A collector acts as a proxy between the application and the telemetry backend. It receives telemetry data, transforms it, and then exports data to backends that can store it permanently. Toolbox provide an option to export telemetry data to user's choice of backend(s) that are compatible with the Open Telemetry Protocol (OTLP). If you would like to use a collector, please refer to this guide.

Telemetry Configurations

The following flags are used to determine Toolbox's telemetry configuration:

flag type description
--telemetry-gcp bool Enable exporting directly to Google Cloud Monitoring. Default is false.
--telemetry-otlp string Enable exporting using OpenTelemetry Protocol (OTLP) to the specified endpoint (e.g. 'http://127.0.0.1:4318').
--telemetry-service-name string Sets the value of the service.name resource attribute. Default is toolbox.

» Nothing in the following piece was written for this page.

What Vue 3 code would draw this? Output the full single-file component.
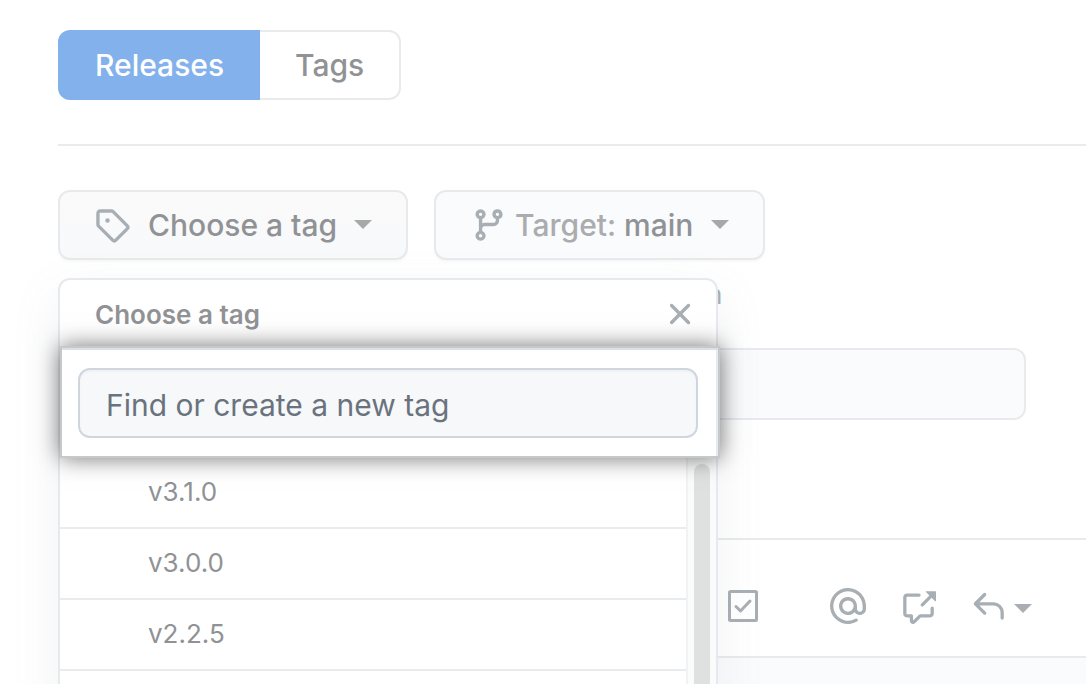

In addition to the flags noted above, you can also make additional configuration for OpenTelemetry via the General SDK Configuration through environmental variables.

Example usage

To enable Google Cloud Exporter:

./toolbox --telemetry-gcp

To enable OTLP Exporter, provide Collector endpoint:

./toolbox --telemetry-otlp=http://127.0.0.1:4553

Resource Attribute

All metrics and traces generated within Toolbox will be associated with a unified resource. The list of resource attributes included are:

Resource Name Description
TelemetrySDK TelemetrySDK version info.
OS OS attributes including OS description and OS type.
Container Container attributes including container ID, if applicable.
Host Host attributes including host name.
SchemaURL Sets the schema URL for the configured resource.
service.name Open telemetry service name. Defaulted to toolbox. User can set the service name via flag mentioned above to distinguish between different toolbox service.
service.version The version of Toolbox used.